The group viewed the incident as hostile to their cause and an extension of the general insensitivity that the national leadership has shown about the welfare of the internally displaced Tiv people over the years.

NIDO Picks Up the Gauntlet
Following Wase’s unapologetic stand on the issue, Nigerians in Diaspora Organisation (NIDO) has threatened to withhold home remittances after the deputy speaker’s “unfortunate statement”.
The organisation said Wase’s utterances rubbished 20 years of the federal government’s Diaspora Engagement at a time, when the contributions of Nigerians in Diaspora were highly needed and desired, insisting that it is the fundamental right of the Nigerians in the Diaspora to intervene in respect of their kinsmen back home.

The organisation, therefore, asked the Speaker, Hon. Femi Gbajabiamila, to convene an urgent Virtual Meeting with NIDO within 14 days to address the issue and to reassure it of his full support, failing which it might be compelled ”to call out all Nigerians in Diaspora to withhold further home remittances with immediate effect”.

Abike Dabiri-Erewa Steps In
Nevertheless, the Chairman, Nigerians in Diaspora Commission (NIDCOM), Hon. Abike Dabiri-Erewa, has appealed to all stakeholders especially, Nigerians living abroad to remain calm over the issue.

Dabiri-Erewa, in a letter to Gbajabiamila, a copy of which was sent to the House Committee Chairman on Diaspora, Hon. Tolulopr Akande-Sadipe, said the commission had received complaints from Nigerians in the Diaspora over the stand of the deputy speaker, when the matter was presented at the house.

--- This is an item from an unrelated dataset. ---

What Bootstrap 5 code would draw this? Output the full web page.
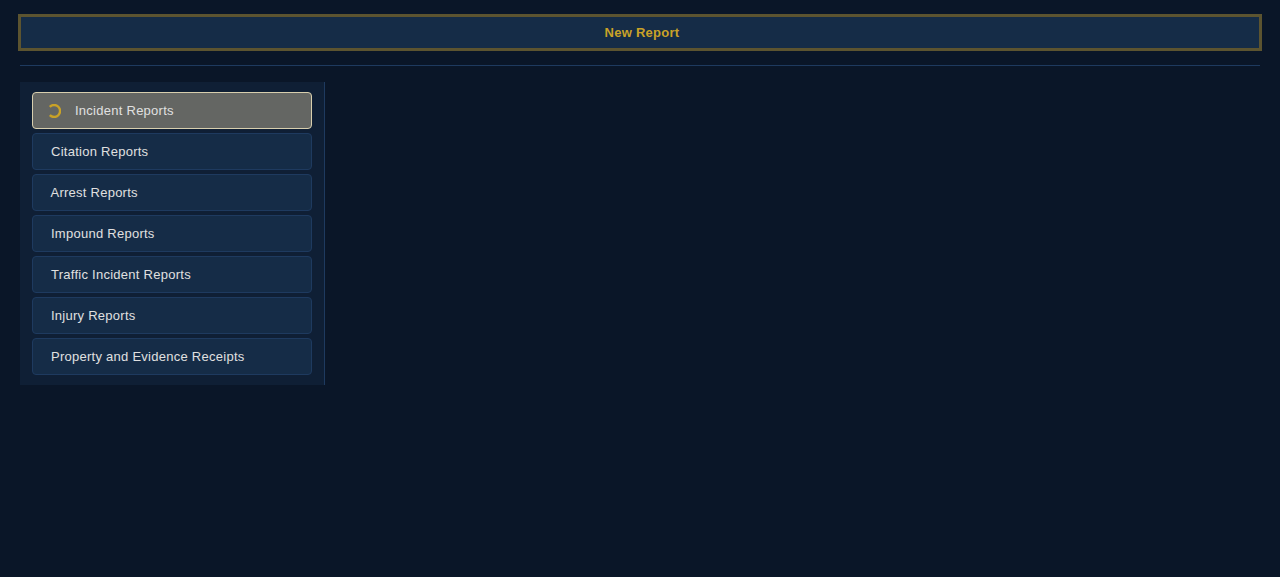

“The video has inflamed tension and caused a significant uproar amongst the Nigerian in Diaspora community. In view of this, we appeal to Mr. speaker to intervene and use your good office to do all that can be done to mitigate the effect of this unfortunate incident,” she said.
Above all, Wase’s insensitivity and by extension, the insensitivity of those in positions of authority in the country to the plight of the Tiv people and Nigerians as a whole, is the reason the country is in her current mess.